The university maintains a number of libraries, some general-purpose and some dedicated to specific topics such as architecture and law. Among the most notable of these are the Southwest Collection/Special Collections Library and the Vietnam Center and Archive, the nation's largest and most comprehensive collections of information on the Vietnam War. On August 17, 2007, the Vietnam Center and Archive became the first US institution to sign a formalized exchange agreement with the State Records and Archives Department of Vietnam. This opens the door for a two-way exchange between the entities.
Since 1999, home basketball games have been played at United Spirit Arena, a 15,020-seat multipurpose facility which cost $93.2 million in 2018 dollars to build. In addition to serving as home to the men's and women's basketball teams, the arena is used by the Red Raider volleyball team. Texas Tech students broke the Big 12 Conference record for student attendance at the United Spirit Arena during a February 25, 2014 loss to Kansas State. The record of 6,086 students fell less than 2,000 short of the national record.

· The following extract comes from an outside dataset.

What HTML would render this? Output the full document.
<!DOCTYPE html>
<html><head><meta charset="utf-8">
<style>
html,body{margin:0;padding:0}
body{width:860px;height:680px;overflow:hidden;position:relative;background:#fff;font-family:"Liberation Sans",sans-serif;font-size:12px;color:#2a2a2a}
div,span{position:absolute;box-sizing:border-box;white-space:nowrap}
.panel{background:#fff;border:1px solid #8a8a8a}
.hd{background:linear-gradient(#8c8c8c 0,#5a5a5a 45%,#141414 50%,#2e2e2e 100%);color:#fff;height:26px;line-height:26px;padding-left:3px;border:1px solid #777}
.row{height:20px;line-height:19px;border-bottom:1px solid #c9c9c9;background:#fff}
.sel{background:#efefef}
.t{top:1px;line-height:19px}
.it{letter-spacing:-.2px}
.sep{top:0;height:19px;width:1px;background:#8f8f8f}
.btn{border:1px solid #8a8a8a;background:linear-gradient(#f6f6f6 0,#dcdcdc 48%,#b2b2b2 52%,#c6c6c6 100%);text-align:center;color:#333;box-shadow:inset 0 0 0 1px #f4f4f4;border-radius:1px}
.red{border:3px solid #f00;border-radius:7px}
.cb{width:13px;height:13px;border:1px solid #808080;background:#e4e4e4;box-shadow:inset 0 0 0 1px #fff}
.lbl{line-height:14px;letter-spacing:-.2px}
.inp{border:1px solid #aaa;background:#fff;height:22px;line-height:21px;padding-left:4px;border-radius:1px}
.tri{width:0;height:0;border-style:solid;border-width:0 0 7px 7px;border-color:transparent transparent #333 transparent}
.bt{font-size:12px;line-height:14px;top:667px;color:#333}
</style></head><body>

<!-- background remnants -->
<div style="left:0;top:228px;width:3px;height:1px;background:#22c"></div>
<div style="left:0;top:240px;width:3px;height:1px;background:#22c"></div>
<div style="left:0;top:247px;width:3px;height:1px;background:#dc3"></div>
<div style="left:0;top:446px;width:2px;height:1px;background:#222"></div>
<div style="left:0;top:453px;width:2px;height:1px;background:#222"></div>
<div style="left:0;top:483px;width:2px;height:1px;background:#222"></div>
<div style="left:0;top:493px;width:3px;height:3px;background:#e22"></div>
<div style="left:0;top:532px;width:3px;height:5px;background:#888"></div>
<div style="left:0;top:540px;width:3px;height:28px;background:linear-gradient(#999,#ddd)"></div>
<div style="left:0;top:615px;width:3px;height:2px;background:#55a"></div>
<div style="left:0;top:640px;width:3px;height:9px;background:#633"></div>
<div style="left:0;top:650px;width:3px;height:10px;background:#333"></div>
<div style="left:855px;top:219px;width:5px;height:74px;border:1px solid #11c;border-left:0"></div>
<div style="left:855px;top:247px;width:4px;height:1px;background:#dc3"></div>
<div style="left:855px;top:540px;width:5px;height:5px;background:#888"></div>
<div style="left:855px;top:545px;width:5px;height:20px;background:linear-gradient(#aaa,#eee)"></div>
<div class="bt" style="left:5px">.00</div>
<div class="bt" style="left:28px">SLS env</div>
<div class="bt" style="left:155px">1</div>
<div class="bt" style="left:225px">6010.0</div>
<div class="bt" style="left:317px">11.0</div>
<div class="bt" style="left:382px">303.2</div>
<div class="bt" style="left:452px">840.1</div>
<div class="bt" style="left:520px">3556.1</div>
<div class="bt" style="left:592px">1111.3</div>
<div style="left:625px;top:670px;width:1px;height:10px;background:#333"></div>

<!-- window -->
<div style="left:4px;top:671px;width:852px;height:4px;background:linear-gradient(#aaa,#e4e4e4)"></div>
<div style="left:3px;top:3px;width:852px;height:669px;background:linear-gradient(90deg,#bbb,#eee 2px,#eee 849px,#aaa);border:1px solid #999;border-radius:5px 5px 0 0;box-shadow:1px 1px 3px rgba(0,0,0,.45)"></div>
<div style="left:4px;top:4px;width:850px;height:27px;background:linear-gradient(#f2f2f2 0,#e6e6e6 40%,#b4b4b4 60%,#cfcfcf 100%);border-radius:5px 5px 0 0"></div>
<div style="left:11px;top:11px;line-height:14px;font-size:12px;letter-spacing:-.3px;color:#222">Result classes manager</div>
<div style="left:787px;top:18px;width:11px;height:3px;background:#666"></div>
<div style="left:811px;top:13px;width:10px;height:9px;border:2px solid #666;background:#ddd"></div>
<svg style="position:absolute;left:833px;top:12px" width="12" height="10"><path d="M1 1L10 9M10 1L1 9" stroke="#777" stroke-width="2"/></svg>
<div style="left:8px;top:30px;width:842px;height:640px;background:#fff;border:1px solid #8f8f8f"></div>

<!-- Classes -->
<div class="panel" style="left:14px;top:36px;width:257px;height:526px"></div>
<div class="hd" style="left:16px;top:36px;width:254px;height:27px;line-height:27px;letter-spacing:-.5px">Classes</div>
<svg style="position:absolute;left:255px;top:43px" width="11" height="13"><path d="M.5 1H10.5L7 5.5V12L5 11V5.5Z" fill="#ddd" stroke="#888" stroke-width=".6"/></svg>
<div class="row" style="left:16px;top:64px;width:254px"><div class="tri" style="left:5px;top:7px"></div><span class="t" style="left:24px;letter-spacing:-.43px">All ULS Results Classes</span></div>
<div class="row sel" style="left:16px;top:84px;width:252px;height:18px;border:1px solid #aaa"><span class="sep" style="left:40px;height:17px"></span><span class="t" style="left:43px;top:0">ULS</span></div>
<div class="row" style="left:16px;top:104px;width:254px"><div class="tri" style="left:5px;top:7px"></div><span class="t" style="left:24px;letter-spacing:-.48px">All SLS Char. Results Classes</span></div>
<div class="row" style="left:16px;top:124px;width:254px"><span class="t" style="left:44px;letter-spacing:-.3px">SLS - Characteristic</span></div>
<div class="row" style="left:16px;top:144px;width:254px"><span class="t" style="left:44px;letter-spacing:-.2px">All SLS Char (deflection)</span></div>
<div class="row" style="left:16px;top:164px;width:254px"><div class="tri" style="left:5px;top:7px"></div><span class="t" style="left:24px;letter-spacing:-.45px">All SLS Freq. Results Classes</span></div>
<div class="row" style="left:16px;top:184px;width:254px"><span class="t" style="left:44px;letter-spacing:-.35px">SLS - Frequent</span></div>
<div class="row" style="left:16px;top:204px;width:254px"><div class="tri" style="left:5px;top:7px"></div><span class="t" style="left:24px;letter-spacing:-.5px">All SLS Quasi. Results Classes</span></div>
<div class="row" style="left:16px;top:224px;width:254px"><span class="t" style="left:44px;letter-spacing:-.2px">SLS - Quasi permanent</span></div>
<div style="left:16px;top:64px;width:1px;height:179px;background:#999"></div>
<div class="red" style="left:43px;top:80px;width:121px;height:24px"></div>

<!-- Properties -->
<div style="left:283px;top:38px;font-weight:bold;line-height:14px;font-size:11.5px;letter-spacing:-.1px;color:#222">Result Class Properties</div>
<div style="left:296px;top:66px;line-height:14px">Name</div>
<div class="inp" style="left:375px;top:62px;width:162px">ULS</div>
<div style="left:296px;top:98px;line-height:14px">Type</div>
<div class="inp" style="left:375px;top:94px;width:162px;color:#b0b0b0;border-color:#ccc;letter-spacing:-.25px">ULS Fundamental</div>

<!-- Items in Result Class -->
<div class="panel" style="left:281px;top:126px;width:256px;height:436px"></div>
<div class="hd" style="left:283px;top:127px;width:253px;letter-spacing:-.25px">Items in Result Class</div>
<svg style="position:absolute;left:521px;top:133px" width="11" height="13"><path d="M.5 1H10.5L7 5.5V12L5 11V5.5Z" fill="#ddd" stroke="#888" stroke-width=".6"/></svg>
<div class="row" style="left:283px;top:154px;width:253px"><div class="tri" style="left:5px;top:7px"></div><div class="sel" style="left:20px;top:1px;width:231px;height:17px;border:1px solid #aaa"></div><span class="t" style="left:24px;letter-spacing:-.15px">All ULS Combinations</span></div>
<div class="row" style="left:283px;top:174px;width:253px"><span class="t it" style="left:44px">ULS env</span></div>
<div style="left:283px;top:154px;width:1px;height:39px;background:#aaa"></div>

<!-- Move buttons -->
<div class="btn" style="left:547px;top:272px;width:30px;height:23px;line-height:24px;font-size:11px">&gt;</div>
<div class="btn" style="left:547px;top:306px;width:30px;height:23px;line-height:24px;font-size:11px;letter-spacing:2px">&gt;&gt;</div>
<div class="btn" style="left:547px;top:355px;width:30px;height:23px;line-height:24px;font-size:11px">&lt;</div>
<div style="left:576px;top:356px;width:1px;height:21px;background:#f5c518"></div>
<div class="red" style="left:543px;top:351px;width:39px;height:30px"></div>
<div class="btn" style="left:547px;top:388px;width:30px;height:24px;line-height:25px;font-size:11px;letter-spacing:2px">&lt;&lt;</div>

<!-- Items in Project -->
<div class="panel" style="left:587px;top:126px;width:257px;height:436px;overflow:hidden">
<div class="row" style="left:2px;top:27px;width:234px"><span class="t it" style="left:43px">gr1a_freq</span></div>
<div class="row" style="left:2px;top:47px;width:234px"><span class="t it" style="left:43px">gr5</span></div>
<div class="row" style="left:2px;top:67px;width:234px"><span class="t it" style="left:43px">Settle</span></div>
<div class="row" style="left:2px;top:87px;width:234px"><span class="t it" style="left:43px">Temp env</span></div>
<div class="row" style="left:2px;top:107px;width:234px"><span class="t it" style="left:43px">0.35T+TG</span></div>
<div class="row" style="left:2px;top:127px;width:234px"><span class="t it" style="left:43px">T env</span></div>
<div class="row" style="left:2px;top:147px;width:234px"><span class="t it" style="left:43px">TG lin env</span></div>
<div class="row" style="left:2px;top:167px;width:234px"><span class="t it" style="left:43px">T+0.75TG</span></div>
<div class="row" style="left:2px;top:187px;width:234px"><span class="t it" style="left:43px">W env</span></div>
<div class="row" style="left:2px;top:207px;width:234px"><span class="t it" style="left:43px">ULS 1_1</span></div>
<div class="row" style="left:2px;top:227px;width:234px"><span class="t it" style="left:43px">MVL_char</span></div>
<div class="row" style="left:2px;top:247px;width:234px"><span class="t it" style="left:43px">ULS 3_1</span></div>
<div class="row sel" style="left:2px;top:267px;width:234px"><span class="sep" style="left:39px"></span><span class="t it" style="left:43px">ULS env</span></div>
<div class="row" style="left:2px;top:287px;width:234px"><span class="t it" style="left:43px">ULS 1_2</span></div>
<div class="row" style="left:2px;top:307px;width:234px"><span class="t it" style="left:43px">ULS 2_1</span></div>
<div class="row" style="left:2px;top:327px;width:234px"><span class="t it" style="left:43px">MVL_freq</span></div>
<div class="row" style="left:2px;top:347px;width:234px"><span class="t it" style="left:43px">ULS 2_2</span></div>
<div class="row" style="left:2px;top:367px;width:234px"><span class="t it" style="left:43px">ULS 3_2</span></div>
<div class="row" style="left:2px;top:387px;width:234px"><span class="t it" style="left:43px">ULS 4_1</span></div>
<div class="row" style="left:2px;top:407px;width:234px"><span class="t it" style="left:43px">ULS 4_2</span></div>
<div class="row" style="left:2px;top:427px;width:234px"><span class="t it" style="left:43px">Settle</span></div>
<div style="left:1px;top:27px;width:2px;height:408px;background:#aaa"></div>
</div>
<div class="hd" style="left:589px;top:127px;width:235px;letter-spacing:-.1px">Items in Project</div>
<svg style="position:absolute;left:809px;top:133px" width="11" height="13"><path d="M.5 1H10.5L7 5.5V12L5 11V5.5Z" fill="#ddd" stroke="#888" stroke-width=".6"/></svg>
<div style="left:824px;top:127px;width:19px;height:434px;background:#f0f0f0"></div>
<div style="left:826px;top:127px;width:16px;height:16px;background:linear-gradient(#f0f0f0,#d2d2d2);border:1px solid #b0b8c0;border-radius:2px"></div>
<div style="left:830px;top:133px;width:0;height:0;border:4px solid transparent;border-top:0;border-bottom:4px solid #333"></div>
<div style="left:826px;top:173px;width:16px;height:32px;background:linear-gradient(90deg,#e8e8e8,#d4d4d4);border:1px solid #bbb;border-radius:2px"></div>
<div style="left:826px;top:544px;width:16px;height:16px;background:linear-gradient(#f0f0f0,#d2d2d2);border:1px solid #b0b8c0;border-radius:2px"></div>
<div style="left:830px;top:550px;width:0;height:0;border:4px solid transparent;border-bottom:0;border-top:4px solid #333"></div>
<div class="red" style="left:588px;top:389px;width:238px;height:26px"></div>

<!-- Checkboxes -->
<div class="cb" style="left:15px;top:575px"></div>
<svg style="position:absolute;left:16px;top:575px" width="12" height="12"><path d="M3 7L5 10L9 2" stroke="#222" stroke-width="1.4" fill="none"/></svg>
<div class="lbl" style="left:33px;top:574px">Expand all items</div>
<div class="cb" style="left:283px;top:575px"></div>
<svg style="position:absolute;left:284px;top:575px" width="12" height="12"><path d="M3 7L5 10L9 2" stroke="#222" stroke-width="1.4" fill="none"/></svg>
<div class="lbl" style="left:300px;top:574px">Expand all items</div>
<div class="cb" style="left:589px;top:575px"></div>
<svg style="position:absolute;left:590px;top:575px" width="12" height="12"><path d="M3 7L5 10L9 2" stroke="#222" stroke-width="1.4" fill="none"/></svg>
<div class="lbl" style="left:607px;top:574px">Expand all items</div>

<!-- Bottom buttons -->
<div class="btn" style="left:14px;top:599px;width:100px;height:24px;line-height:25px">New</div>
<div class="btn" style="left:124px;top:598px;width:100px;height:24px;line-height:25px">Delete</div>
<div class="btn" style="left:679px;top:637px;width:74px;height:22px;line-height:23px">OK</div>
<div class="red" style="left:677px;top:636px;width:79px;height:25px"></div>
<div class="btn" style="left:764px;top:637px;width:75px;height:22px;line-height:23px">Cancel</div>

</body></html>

In 1959, Texas Tech University Board of Directors member Harold Hinn planned and provided the funding to cover the Science Quadrangle and Administration Building with 5,000 lights. However, students were away on Christmas break and did not see the display. The following year, the Residence Hall Association sponsored the event under the name "Christmas Sing". In 1961, the event was renamed Carol of Lights and the display increased to 16,000 lights. The tradition has since grown to include decorations like the 38-foot lighted Christmas tree, 3,000 luminaries lining the sidewalks of Memorial Circle, and a 21-foot fresh pine wreath hung on the Physics/Geosciences building.
The Texas Tech Alumni Association, with over 27,000 members, operates more than 120 chapters in cities throughout the United States and the world. Throughout Texas Tech's history, faculty, alumni, and former students have played prominent roles in many different fields. Among its Distinguished Alumni is Demetrio B. Lakas, President of the Republic of Panama from 1969 to 1978. Three United States Governors, Daniel I. J. Thornton, Governor of Colorado from 1951 to 1955, John Burroughs, Governor of New Mexico from 1959 to 1961, and Preston Smith, Governor of Texas from 1968 to 1972, are graduates of the university.